--- Supplied data ---
▼

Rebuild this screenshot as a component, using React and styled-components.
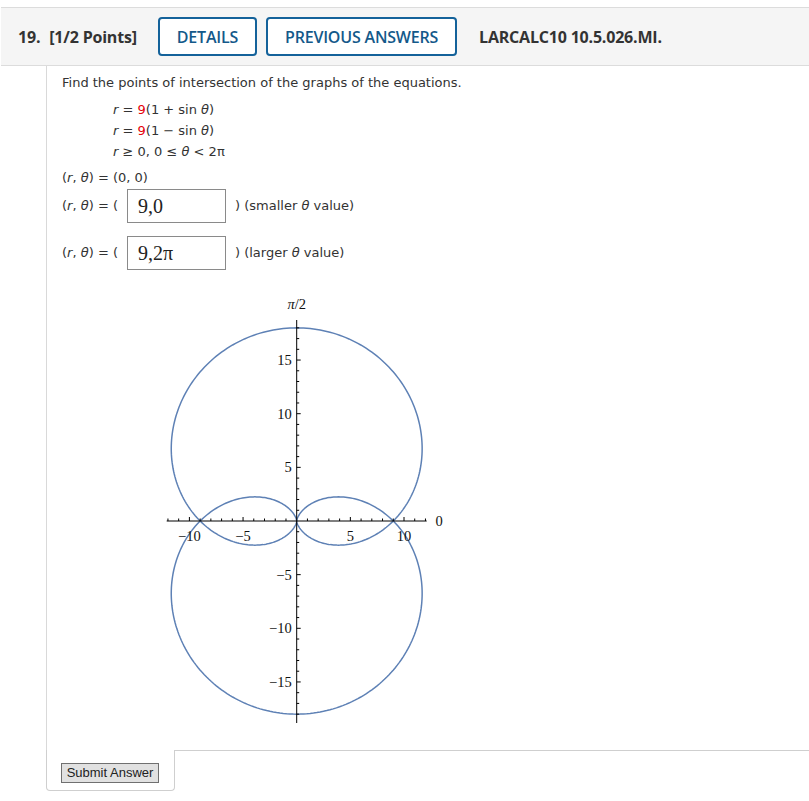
import React from "react";
import styled, { createGlobalStyle } from "styled-components";

const GlobalStyle = createGlobalStyle`
	body {
		margin: 0;
		background: #fff;
		font-family: "DejaVu Sans", Verdana, sans-serif;
		color: #333;
	}
`;

const Page = styled.div`
	padding-top: 7px;
	width: 809px;
`;

const Header = styled.div`
	display: flex;
	align-items: center;
	height: 57px;
	margin-left: 1px;
	background: #f5f5f5;
	border-top: 1px solid #dcdcdc;
	border-bottom: 1px solid #dcdcdc;
	font-family: "Open Sans", sans-serif;
	font-size: 16px;
	font-weight: 700;
	color: #333;
	letter-spacing: -0.2px;
`;

const Num = styled.span`
	margin-left: 17px;
	margin-right: 9px;
`;

const Points = styled.span`
	margin-right: 21px;
`;

const HeadButton = styled.button`
	height: 39px;
	margin-right: 9px;
	padding: 0 17px;
	background: #fff;
	border: 2px solid #14629a;
	border-radius: 4px;
	font-family: "Open Sans", sans-serif;
	font-size: 16px;
	font-weight: 600;
	letter-spacing: -0.2px;
	color: #14598a;
`;

const Code = styled.span`
	margin-left: 13px;
`;

const Body = styled.div`
	margin-left: 46px;
	border-left: 1px solid #d9d9d9;
	padding: 9px 0 20px 15px;
	font-size: 13px;
	line-height: 16px;
`;

const Line = styled.div`
	margin-top: ${(p) => p.$top || 0}px;
	padding-left: ${(p) => p.$indent || 0}px;
	display: flex;
	align-items: center;
	white-space: pre;
`;

const Red = styled.span`
	color: #e5000a;
`;

const I = styled.i`
	font-style: italic;
`;

const AnswerBox = styled.div`
	width: 87px;
	height: 32px;
	margin: 0 9px 0 9px;
	padding-left: 10px;
	border: 1px solid #8a8a8a;
	display: flex;
	align-items: center;
	font-family: "Liberation Serif", "Times New Roman", serif;
	font-size: 20px;
	color: #222;
`;

const Graph = styled.svg`
	display: block;
	margin: 20px 0 0 88px;
`;

const Footer = styled.div`
	display: flex;
	margin-left: 46px;
`;

const SubmitBox = styled.div`
	width: 98px;
	padding: 12px 15px 7px 14px;
	border: 1px solid #cfcfcf;
	border-top: none;
	border-radius: 0 0 4px 4px;
`;

const Filler = styled.div`
	flex: 1;
	border-top: 1px solid #cfcfcf;
`;

const SubmitButton = styled.button`
	width: 98px;
	height: 20px;
	padding: 0;
	background: #e1e1e1;
	border: 1px solid #707070;
	font-family: "Liberation Sans", Arial, sans-serif;
	font-size: 13px;
	color: #222;
`;

const OX = 146.7;
const OY = 231;
const S = 10.73;
const BLUE = "#5e81b5";

const cardioid = (sign) => {
	const pts = [];
	for (let i = 0; i <= 360; i++) {
		const t = (i / 360) * Math.PI * 2;
		const r = 9 * (1 + sign * Math.sin(t));
		const x = OX + S * r * Math.cos(t);
		const y = OY - S * r * Math.sin(t);
		pts.push(`${i ? "L" : "M"}${x.toFixed(2)},${y.toFixed(2)}`);
	}
	return pts.join(" ");
};

const PolarPlot = () => {
	const xt = [];
	for (let k = -12; k <= 12; k++) {
		if (k === 0) continue;
		const x = OX + k * S;
		const len = k % 5 === 0 ? 4 : 2.5;
		xt.push(<line key={"x" + k} x1={x} x2={x} y1={OY} y2={OY - len} stroke="#000" strokeWidth="1" />);
	}
	const yt = [];
	for (let k = -18; k <= 18; k++) {
		if (k === 0) continue;
		const y = OY - k * S;
		const len = k % 5 === 0 ? 4 : 2.5;
		yt.push(<line key={"y" + k} x1={OX} x2={OX + len} y1={y} y2={y} stroke="#000" strokeWidth="1" />);
	}
	const font = { fontFamily: "'Liberation Serif', 'DejaVu Serif', serif", fontSize: 14.5, fill: "#111" };
	return (
		<Graph width="300" height="440" viewBox="0 0 300 440">
			<path d={cardioid(1)} fill="none" stroke={BLUE} strokeWidth="1.5" />
			<path d={cardioid(-1)} fill="none" stroke={BLUE} strokeWidth="1.5" />
			<line x1="16.7" x2="276.7" y1={OY} y2={OY} stroke="#000" strokeWidth="1" />
			<line x1={OX} x2={OX} y1="30" y2="433" stroke="#000" strokeWidth="1" />
			{xt}
			{yt}
			{[15, 10, 5, -5, -10, -15].map((v) => (
				<text key={v} x={OX - 5} y={OY - v * S + 5} textAnchor="end" {...font}>
					{v < 0 ? "\u2212" + -v : v}
				</text>
			))}
			{[-10, -5, 5, 10].map((v) => (
				<text key={v} x={OX + v * S} y={OY + 20} textAnchor="middle" {...font}>
					{v < 0 ? "\u2212" + -v : v}
				</text>
			))}
			<text x="289" y={OY + 5} textAnchor="middle" {...font}>0</text>
			<text x={OX} y="19" textAnchor="middle" {...font}>
				<tspan fontStyle="italic">π</tspan>/2
			</text>
		</Graph>
	);
};

export default function App() {
	return (
		<Page>
			<GlobalStyle />
			<Header>
				<Num>19.</Num>
				<Points>[1/2 Points]</Points>
				<HeadButton>DETAILS</HeadButton>
				<HeadButton>PREVIOUS ANSWERS</HeadButton>
				<Code>LARCALC10 10.5.026.MI.</Code>
			</Header>
			<Body>
				<Line>Find the points of intersection of the graphs of the equations.</Line>
				<Line $top={11} $indent={51}>
					<I>r</I> = <Red>9</Red>(1 + sin <I>θ</I>)
				</Line>
				<Line $top={5} $indent={51}>
					<I>r</I> = <Red>9</Red>(1 − sin <I>θ</I>)
				</Line>
				<Line $top={5} $indent={51}>
					<I>r</I> ≥ 0, 0 ≤ <I>θ</I> &lt; 2π
				</Line>
				<Line $top={10}>
					(<I>r</I>, <I>θ</I>) = (0, 0)
				</Line>
				<Line $top={3}>
					(<I>r</I>, <I>θ</I>) = (
					<AnswerBox>9,0</AnswerBox>) (smaller <I>θ</I> value)
				</Line>
				<Line $top={13}>
					(<I>r</I>, <I>θ</I>) = (
					<AnswerBox>9,2π</AnswerBox>) (larger <I>θ</I> value)
				</Line>
				<PolarPlot />
			</Body>
			<Footer>
				<SubmitBox>
					<SubmitButton>Submit Answer</SubmitButton>
				</SubmitBox>
				<Filler />
			</Footer>
		</Page>
	);
}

▲

--- Exercise requirements ---
Working from the material above, state how many lines contain "components"; give only the number.

--- The completed task ---
2